Despite Cyd’s timeliness, Lee says he’s been working on a social media archiving and deletion tool for years, even before Musk acquired Twitter. In 2019, he released Semiphemeral, an earlier app with social media management features similar to Cyd, partially in response to his own experience of becoming the target of harassment and antisemitic tweets in the previous years. To perform its social media archiving and curation, Semiphemeral tapped into Twitter’s API, an interface to its backend data provided to developers.

A few months after Musk acquired Twitter, however—and after the site summarily banned Lee and a handful of other journalists for linking to @Elonjets—Twitter ended free access to that API, killing Semiphemeral. A year later, however, Lee was laid off from his job as the director of information security at the news outlet the Intercept, along with about a third of the newsroom, and started looking for projects to work on. He soon figured out that he could revive Semiphemeral by designing it to automatically view and scrape X pages from a web browser instead of using X’s API. “Everything it does is actually something you can do yourself in a web browser,” Lee says. “It would just take you a lot more time.” He also rebranded the app to Cyd in an attempt to make its name easier to remember and spell, and created a cute blue bird in a pirate mask (also named Cyd) to serve as its animated logo.

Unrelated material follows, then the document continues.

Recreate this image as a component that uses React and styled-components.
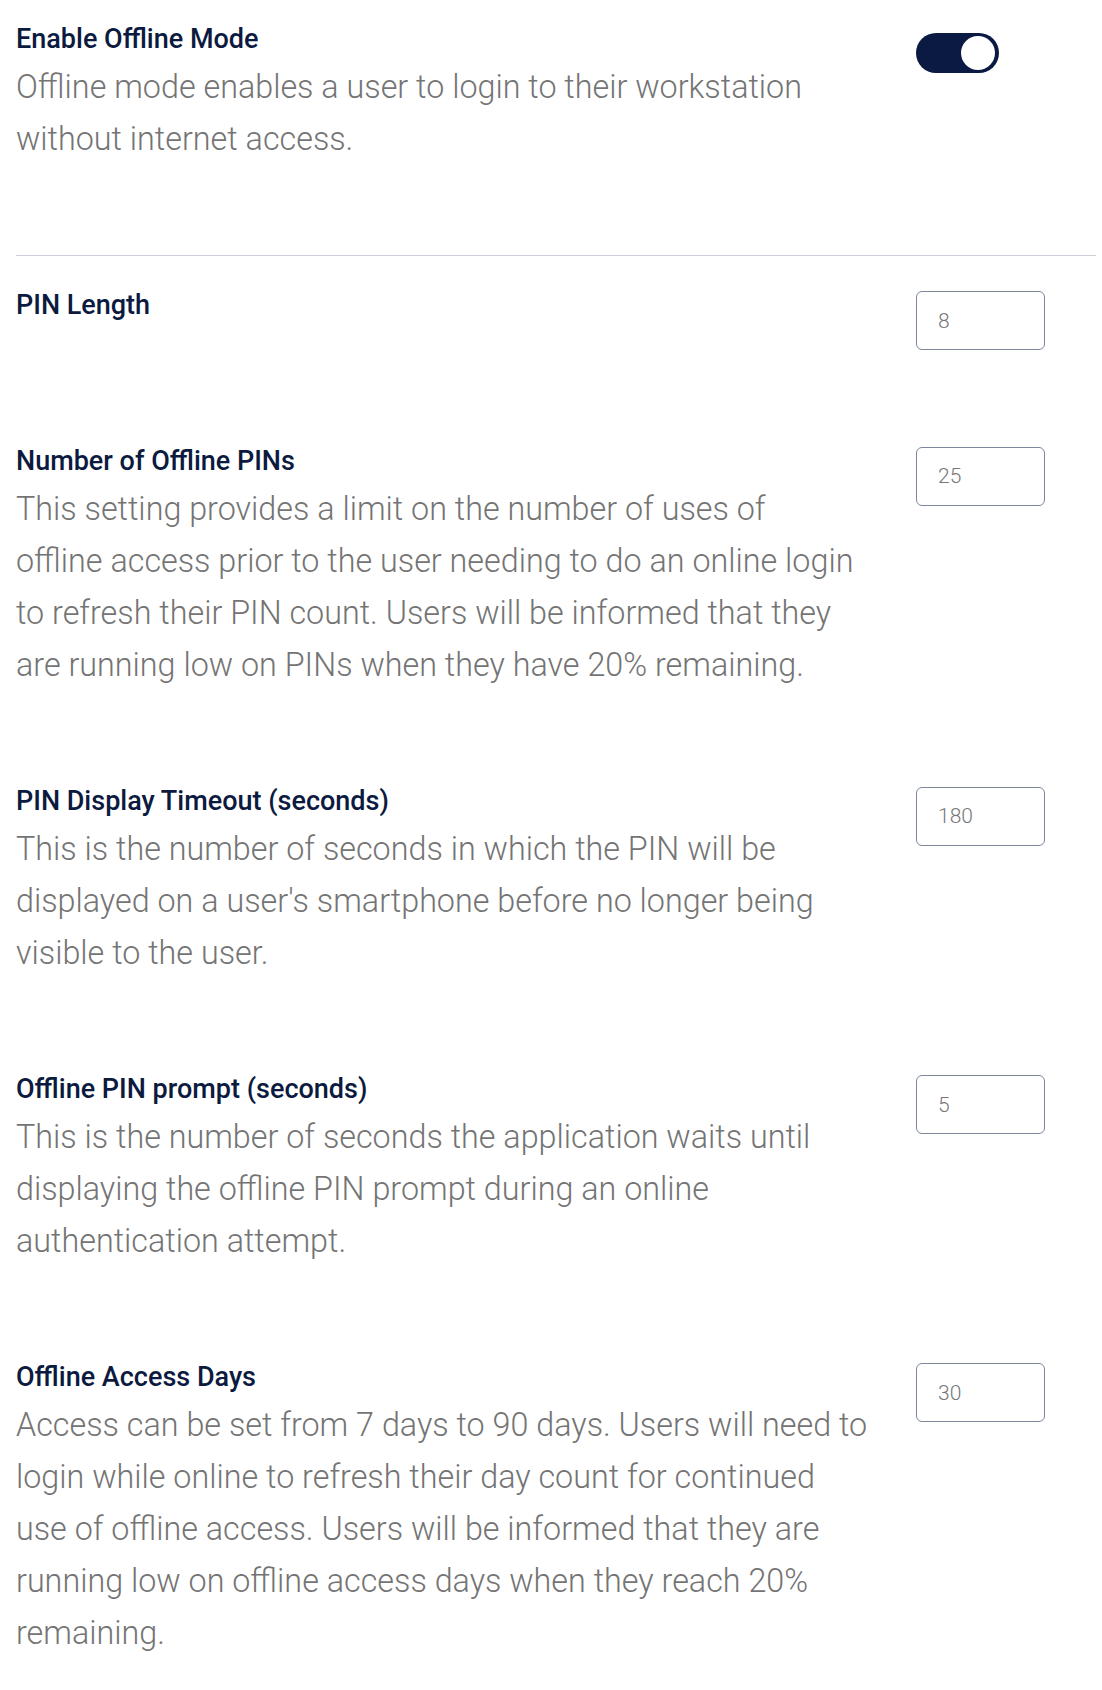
import React, { useState } from "react";
import styled, { createGlobalStyle } from "styled-components";

const GlobalStyle = createGlobalStyle`
  html, body {
    margin: 0;
    padding: 0;
    background: #ffffff;
  }
  * {
    box-sizing: border-box;
  }
`;

const Page = styled.div`
  padding: 17px 6px 0 16px;
  font-family: Roboto, "Liberation Sans", sans-serif;
`;

const Row = styled.div`
  display: flex;
  justify-content: space-between;
  align-items: flex-start;
  padding-top: ${(p) => (p.$afterDivider ? "27px" : "0")};
  padding-bottom: 88.3px;
`;

const Divider = styled.hr`
  margin: 2px 0 0 0;
  border: none;
  border-top: 1px solid #cdd1da;
`;

const TextColumn = styled.div`
  flex: 1;
  min-width: 0;
`;

const Title = styled.h3`
  margin: 0;
  font-size: 27px;
  font-weight: 500;
  line-height: 44px;
  color: #0b1a3e;
  white-space: nowrap;
`;

const Description = styled.p`
  margin: 0;
  font-size: 32.3px;
  font-weight: 300;
  line-height: 52px;
  color: #747474;
`;

const Line = styled.span`
  display: block;
  white-space: nowrap;
`;

const ControlColumn = styled.div`
  width: 129px;
  margin-right: 51px;
  margin-top: ${(p) => p.$offset}px;
  flex-shrink: 0;
`;

const SwitchTrack = styled.button`
  display: flex;
  align-items: center;
  justify-content: ${(p) => (p.$on ? "flex-end" : "flex-start")};
  width: 83px;
  height: 40px;
  padding: 0 4px;
  border: none;
  border-radius: 20px;
  background: ${(p) => (p.$on ? "#0a1a42" : "#c3c8d2")};
  cursor: pointer;
`;

const SwitchKnob = styled.span`
  width: 34px;
  height: 34px;
  border-radius: 50%;
  background: #ffffff;
`;

const NumberInput = styled.input`
  display: block;
  width: 129px;
  height: 59px;
  padding: 0 0 0 21px;
  border: 1px solid #7d879b;
  border-radius: 6px;
  background: #ffffff;
  font-family: Roboto, "Liberation Sans", sans-serif;
  font-size: 21px;
  font-weight: 300;
  color: #777777;
  outline: none;
`;

const settings = [
  {
    title: "PIN Length",
    value: "8",
    lines: [],
  },
  {
    title: "Number of Offline PINs",
    value: "25",
    lines: [
      "This setting provides a limit on the number of uses of",
      "offline access prior to the user needing to do an online login",
      "to refresh their PIN count. Users will be informed that they",
      "are running low on PINs when they have 20% remaining.",
    ],
  },
  {
    title: "PIN Display Timeout (seconds)",
    value: "180",
    lines: [
      "This is the number of seconds in which the PIN will be",
      "displayed on a user's smartphone before no longer being",
      "visible to the user.",
    ],
  },
  {
    title: "Offline PIN prompt (seconds)",
    value: "5",
    lines: [
      "This is the number of seconds the application waits until",
      "displaying the offline PIN prompt during an online",
      "authentication attempt.",
    ],
  },
  {
    title: "Offline Access Days",
    value: "30",
    lines: [
      "Access can be set from 7 days to 90 days. Users will need to",
      "login while online to refresh their day count for continued",
      "use of offline access. Users will be informed that they are",
      "running low on offline access days when they reach 20%",
      "remaining.",
    ],
  },
];

const Text = ({ title, lines }) => (
  <TextColumn>
    <Title>{title}</Title>
    {lines.length > 0 && (
      <Description>
        {lines.map((l) => (
          <Line key={l}>{l}</Line>
        ))}
      </Description>
    )}
  </TextColumn>
);

export default function App() {
  const [offline, setOffline] = useState(true);

  return (
    <Page>
      <GlobalStyle />
      <Row>
        <Text
          title="Enable Offline Mode"
          lines={[
            "Offline mode enables a user to login to their workstation",
            "without internet access.",
          ]}
        />
        <ControlColumn $offset={16}>
          <SwitchTrack
            role="switch"
            aria-checked={offline}
            $on={offline}
            onClick={() => setOffline(!offline)}
          >
            <SwitchKnob />
          </SwitchTrack>
        </ControlColumn>
      </Row>
      <Divider />
      {settings.map((s, i) => (
        <Row key={s.title} $afterDivider={i === 0}>
          <Text title={s.title} lines={s.lines} />
          <ControlColumn $offset={8}>
            <NumberInput type="text" defaultValue={s.value} />
          </ControlColumn>
        </Row>
      ))}
    </Page>
  );
}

Though it’s cheaper than some other options, Cyd’s annual cost of $36 for its premium features will no doubt still be too steep for many users. Lee says he plans to work with organizations that represent at-risk groups to offer the tool for free to those who need it. He also points out, perhaps only half-jokingly, that $36 is less than half the annual cost of a Twitter blue account.

More to the point, he says that he hopes that unlike some of his previous software projects—the secure and anonymous file-sharing tool Onionshare and the safe-download protection app Dangerzone—he hopes this one will have a business model that gives him time to work on it and expand its feature set to include other social media platforms. “I would love to make it so that it can pay for itself,” Lee says, “so that I can make it bigger.”

Despite those big ambitions, Lee says that he hadn’t quite intended to launch Cyd just as Bluesky experiences a user explosion at X’s expense—and as more users than ever consider the motives and power of the tech billionaires who control the platforms they use.

“I knew that X was going down the drain, and I knew that people would be pissed off about it. I didn’t really quite realize that people would be quitting en masse like they are now,” says Lee. “It just happens to be perfect timing.”